Terminate with extreme prejudice.
Just a few of the neologisms and new phrases which have seeped into our daily vocabulary and the collective consciousness. The words we use control how we see the world and alters our behaviour to the people living in it. Some phrases restyle the world for the better, others terms sanitise and mask appalling actions.
Language matters. I am mirroring the esteemed Ben Reeves Lewis, who has mooted changing the names of those who own and manage property they have inherited, or bought to let out to tenants (aka landlords and landladies.)
Say the word landlord and what’s the first image to appear in your mind’s eye? A wry man with a handlebar moustache serving real ale? Or a Rigsby-stile Rachmanite who wallows in your discomfort at insecurity, damp and disrepair?
Landlord is a term loaded with baggage and preconceptions. A landlord sounds privileged – even aristocratic. No wonder many feel they are the actual rulers of their estate (ie our home). The name gives pretensions of grandeur: might be why some owners imagine that inspecting a flat once a month with just one days notice is an absolute right. Some imagine they can turn up whenever they want to. ‘It’s my property – I can do whatever I want’ being the usual excuse.
Or take landlady – a word weighed down by notions of east-end pubs, and doughty woman of uncertain age who can pull a pint with one hand and free-style wrestle troublemakers to the ground with the other. It does not suggest besuited professionals who have invested in several homes while gently accruing equity wealth, managing several homes and rallying recalcitrant contractors.
Ownership is about power, and the power relation between landlord and tenant is complex and fraught. Landlords seem, by all they do, to require constant reassurance that they can reclaim their property whenever they want to. Tenants, meanwhile, want to stay. That little ‘…lord’ makes the situation seem ever more complicated, but tenants should feel no more beholden to their landlord than shoppers do the manager of their local supermarket.
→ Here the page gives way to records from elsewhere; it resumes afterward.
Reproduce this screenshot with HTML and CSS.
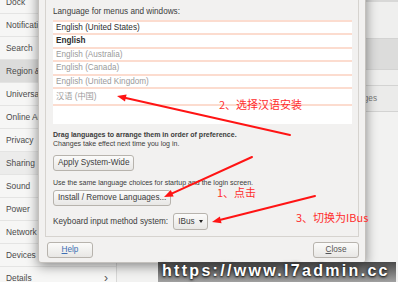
FILE: index.html
```html
<!DOCTYPE html>
<html lang="en">
<head>
    <meta charset="UTF-8">
    <meta name="viewport" content="width=device-width, initial-scale=1.0">
    <title>Region &amp; Language</title>
    <link rel="stylesheet" href="styles.css">
</head>
<body>
    <div class="screen">
        <div class="settings">
            <div class="sidebar">
                <div class="nav">
                    <div class="nav-item">Dock</div>
                    <div class="nav-item">Notifications</div>
                    <div class="nav-item">Search</div>
                    <div class="nav-item active">Region &amp; Language</div>
                    <div class="nav-item">Universal Access</div>
                    <div class="nav-item">Online Accounts</div>
                    <div class="nav-item">Privacy</div>
                    <div class="nav-item hover">Sharing</div>
                    <div class="nav-item">Sound</div>
                    <div class="nav-item">Power</div>
                    <div class="nav-item">Network</div>
                    <div class="nav-item">Devices</div>
                    <div class="nav-item">Details <span class="chevron">&rsaquo;</span></div>
                </div>
            </div>
            <div class="panel">
                <div class="panel-row top"></div>
                <div class="panel-row dark"></div>
                <div class="panel-row thin"></div>
                <div class="panel-row label">Manage Installed Languages</div>
            </div>
        </div>

        <div class="dialog">
            <div class="frame">
                <div class="caption">Language for menus and windows:</div>
                <div class="lang-list">
                    <div class="lang">English (United States)</div>
                    <div class="lang current">English</div>
                    <div class="lang muted">English (Australia)</div>
                    <div class="lang muted">English (Canada)</div>
                    <div class="lang muted">English (United Kingdom)</div>
                    <div class="lang muted cjk">汉语 (中国)</div>
                    <div class="lang empty"></div>
                </div>
                <div class="hint strong">Drag languages to arrange them in order of preference.</div>
                <div class="hint">Changes take effect next time you log in.</div>
                <div class="row-apply">
                    <button class="button">Apply System-Wide</button>
                </div>
                <div class="hint spaced">Use the same language choices for startup and the login screen.</div>
                <div class="row-install">
                    <button class="button">Install / Remove Languages...</button>
                </div>
                <div class="row-input">
                    <span>Keyboard input method system:</span>
                    <div class="combo"><span>IBus</span><span class="caret"></span></div>
                </div>
            </div>
            <div class="footer">
                <button class="button wide help"><u>H</u>elp</button>
                <button class="button wide close"><u>C</u>lose</button>
            </div>
        </div>

        <svg class="marks" width="398" height="282" viewBox="0 0 398 282">
            <g stroke="#ff1414" stroke-width="2" stroke-linecap="round" fill="#ff1414">
                <line x1="290" y1="135" x2="125.8" y2="98"/>
                <polygon points="117,96 126.6,94.6 125,101.4" stroke="none"/>
                <line x1="252" y1="157" x2="172.2" y2="193.3"/>
                <polygon points="164,197 170.8,190.1 173.7,196.5" stroke="none"/>
                <line x1="315" y1="196" x2="220.7" y2="219.8"/>
                <polygon points="212,222 219.9,216.4 221.6,223.2" stroke="none"/>
            </g>
        </svg>
        <span class="note note-two">2、选择汉语安装</span>
        <span class="note note-one">1、点击</span>
        <span class="note note-three">3、切换为IBus</span>

        <div class="watermark">https://www.l7admin.cc</div>
    </div>
</body>
</html>
```

FILE: styles.css
```css
body {
    margin: 0;
    font-family: "Liberation Sans", Arial, sans-serif;
}
.screen {
    position: relative;
    width: 398px;
    height: 282px;
    overflow: hidden;
    background: #f1f1f0;
}
.settings {
    display: flex;
    height: 100%;
}
.sidebar {
    width: 116px;
    flex: none;
    background: #f6f6f5;
    border-right: 1px solid #d8d8d7;
    overflow: hidden;
}
.nav {
    margin-top: -9px;
}
.nav-item {
    height: 22px;
    line-height: 22px;
    border-bottom: 1px solid #e4e4e3;
    padding: 0 8px 0 6px;
    font-size: 8.4px;
    color: #4a4a4a;
    white-space: nowrap;
    display: flex;
    justify-content: space-between;
}
.nav-item.active {
    background: #dcdcdb;
}
.nav-item.hover {
    background: #ececeb;
}
.chevron {
    font-size: 12px;
    color: #555;
}
.panel {
    flex: 1;
    background: #f2f2f1;
}
.panel-row {
    border-bottom: 1px solid #d3d3d2;
}
.panel-row.top {
    height: 36px;
    background: #efefee;
    border-top: 2px solid #d8d8d7;
}
.panel-row.dark {
    height: 30px;
    background: #dcdcdb;
}
.panel-row.thin {
    height: 15px;
    background: #eeeeed;
}
.panel-row.label {
    height: 25px;
    line-height: 25px;
    background: #ebebea;
    font-size: 8.2px;
    color: #777;
    text-align: right;
    padding-right: 21px;
    white-space: nowrap;
    overflow: hidden;
}

.dialog {
    position: absolute;
    left: 38px;
    top: -20px;
    width: 328px;
    height: 283px;
    box-sizing: border-box;
    padding: 10px 6px 4px;
    background: #f2f1f0;
    border: 1px solid #c4c1bd;
    border-radius: 0 0 3px 3px;
    box-shadow: 0 3px 12px rgba(0, 0, 0, 0.45);
    display: flex;
    flex-direction: column;
    color: #3c3c3c;
    font-size: 8.2px;
}
.frame {
    flex: 1;
    border: 1px solid #d6d3cf;
    padding: 0 6px 0 7px;
    display: flex;
    flex-direction: column;
}
.caption {
    margin-top: 14px;
    line-height: 12px;
}
.lang-list {
    margin-top: 2px;
    background: #fff;
}
.lang {
    box-sizing: border-box;
    height: 13.4px;
    line-height: 11.4px;
    border-top: 2px solid #fcdccf;
    padding-left: 3px;
    color: #2e2e2e;
    white-space: nowrap;
}
.lang.current {
    font-weight: bold;
}
.lang.muted {
    color: #9b9b9b;
}
.lang.cjk {
    height: 17px;
    line-height: 15px;
    font-family: "Liberation Sans", "Noto Sans CJK SC", sans-serif;
}
.lang.empty {
    height: 20px;
}
.hint {
    font-size: 7px;
    line-height: 9px;
    white-space: nowrap;
}
.hint.strong {
    font-weight: bold;
    margin-top: 6.5px;
}
.hint.spaced {
    margin-top: 7.5px;
}
.row-apply {
    margin-top: 6.5px;
}
.row-install {
    margin-top: 2.5px;
}
.button {
    height: 16px;
    padding: 0 4px;
    border: 1px solid #b7b3ad;
    border-radius: 3px;
    background: linear-gradient(to bottom, #fbfbfa, #e8e7e5);
    font-family: inherit;
    font-size: 8.2px;
    color: #3c3c3c;
    line-height: 14px;
}
.row-input {
    margin-top: 7.5px;
    display: flex;
    align-items: center;
    gap: 5px;
}
.combo {
    box-sizing: border-box;
    width: 35px;
    height: 17px;
    padding: 0 4px;
    border: 1px solid #b7b3ad;
    border-radius: 3px;
    background: linear-gradient(to bottom, #fbfbfa, #e8e7e5);
    display: flex;
    align-items: center;
    justify-content: space-between;
}
.caret {
    width: 0;
    height: 0;
    border-left: 2.5px solid transparent;
    border-right: 2.5px solid transparent;
    border-top: 3px solid #222;
}
.footer {
    margin-top: 5px;
    padding-left: 2px;
    display: flex;
    justify-content: space-between;
}
.button.wide {
    width: 46px;
}
.help {
    color: #3d6fb3;
}
.close {
    color: #555;
}

.marks {
    position: absolute;
    left: 0;
    top: 0;
}
.note {
    position: absolute;
    font-family: "Noto Sans CJK SC", "Liberation Sans", sans-serif;
    font-size: 11px;
    line-height: 14px;
    color: #ff2d2d;
    white-space: nowrap;
}
.note-two {
    left: 219px;
    top: 97px;
}
.note-one {
    left: 217px;
    top: 185px;
}
.note-three {
    left: 296px;
    top: 210px;
}
.watermark {
    position: absolute;
    left: 158px;
    top: 262px;
    height: 20px;
    padding: 0 6px 0 4px;
    line-height: 18px;
    font-size: 16px;
    font-weight: bold;
    letter-spacing: 2.3px;
    color: #fff;
    white-space: nowrap;
    background: linear-gradient(to bottom, rgba(45, 45, 45, 0.85), rgba(95, 95, 95, 0.55));
    text-shadow: 0 1px 2px #111, 0 0 4px #222;
}
```
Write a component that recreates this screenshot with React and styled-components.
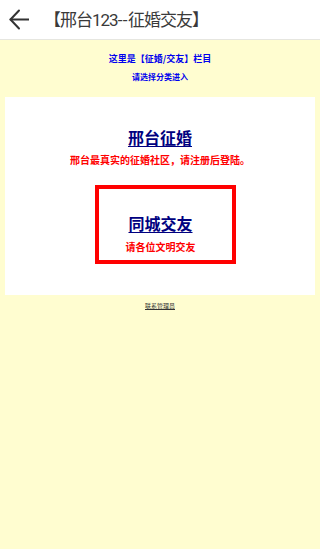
import React from 'react'
import styled, { createGlobalStyle } from 'styled-components'

const GlobalStyle = createGlobalStyle`
    html, body {
        margin: 0;
        padding: 0;
        background-color: #FFFDD0;
        font-family: "Noto Sans CJK SC", "Noto Sans", sans-serif;
    }
`

const Cabecalho = styled.div`
    height: 40px;
    background-color: #ffffff;
    border-bottom: 1px solid #e6e6e0;
    box-sizing: border-box;
    display: flex;
    align-items: center;
    padding-left: 9px;
`

const BotaoVoltar = styled.svg`
    width: 20px;
    height: 21px;
    flex-shrink: 0;
`

const TituloCabecalho = styled.div`
    margin-left: 15px;
    font-family: Roboto, "Noto Sans CJK SC", sans-serif;
    font-size: 17px;
    letter-spacing: -1px;
    color: #3a3a3a;
    line-height: 40px;
`

const Tracos = styled.span`
    letter-spacing: 0.5px;
`

const Conteudo = styled.div`
    text-align: center;
    padding-top: 12px;
`

const Aviso = styled.div`
    color: #0000ee;
    font-weight: bold;
    font-size: ${(props) => props.tamanho}px;
    line-height: 14px;
    margin-bottom: ${(props) => props.espaco || 0}px;
`

const Painel = styled.div`
    margin: 13px 5px 0;
    background-color: #ffffff;
    padding: 30px 0 31px;
`

const Link = styled.a`
    display: block;
    color: #000080;
    font-size: 16px;
    font-weight: bold;
    line-height: 20px;
    text-decoration: underline;
    text-underline-offset: 2px;
`

const Descricao = styled.div`
    color: #ff0000;
    font-size: 10px;
    font-weight: bold;
    line-height: 14px;
    margin-top: ${(props) => props.espaco}px;
`

const CaixaVermelha = styled.div`
    margin: 18px 0 0 90px;
    width: 141px;
    box-sizing: border-box;
    border: 4px solid #ff0000;
    padding: 24px 10px 6px 0;
`

const Rodape = styled.a`
    display: block;
    margin-top: 7px;
    font-size: 6px;
    line-height: 8px;
    color: #333333;
    text-decoration: underline;
`

export default function App() {
    return (
        <>
            <GlobalStyle />
            <Cabecalho>
                <BotaoVoltar viewBox="0 0 20 21" fill="none" stroke="#333333" strokeWidth="2" strokeLinecap="round" strokeLinejoin="round">
                    <path d="M10 1.5 L1.5 10.5 L10 19.5" />
                    <path d="M1.5 10.5 H19.5" />
                </BotaoVoltar>
                <TituloCabecalho>【邢台123<Tracos>--</Tracos>征婚交友】</TituloCabecalho>
            </Cabecalho>
            <Conteudo>
                <Aviso tamanho={9} espaco={4}>这里是【征婚/交友】栏目</Aviso>
                <Aviso tamanho={8}>请选择分类进入</Aviso>
                <Painel>
                    <Link>邢台征婚</Link>
                    <Descricao espaco={6}>邢台最真实的征婚社区，请注册后登陆。</Descricao>
                    <CaixaVermelha>
                        <Link>同城交友</Link>
                        <Descricao espaco={7}>请各位文明交友</Descricao>
                    </CaixaVermelha>
                </Painel>
                <Rodape>联系管理员</Rodape>
            </Conteudo>
        </>
    )
}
This is a world where some Rentiers (to steal wholesale Ben’s suggestion) certainly don’t hold with this ‘call me Dave’ mentality, and can insist on proper titles (usually Mr, although Sir is declining…along with your Landlordship) that’s if we ever find out the real names of these enigmatic overlords. Landlords are mysterious. We are shielded from them. Letting agents are increasingly hiding owners by assuming their identity on the rental agreement. Research is necessary to ascertain who actually owns the building, while being paid for our right to occupy the space.
But I quite like rentier - Ben Reeves-Lewis’ solution, although my own (kind, fair and responsible) landlady has the last word on this point, and recently emailed to say:
‘I've been thinking. I hate the term landlord (I don't have a wiener), and landlady makes me sound doubled up and old and smelly. So my new title, given my love of all things retro and 40/50s, shall be Landgirl !!!! Plus, that makes me sound all headscarfed and pro-active. That is all :-)’
She wants to be called Landgirl and I would never dare argue. So Landgirl it is then.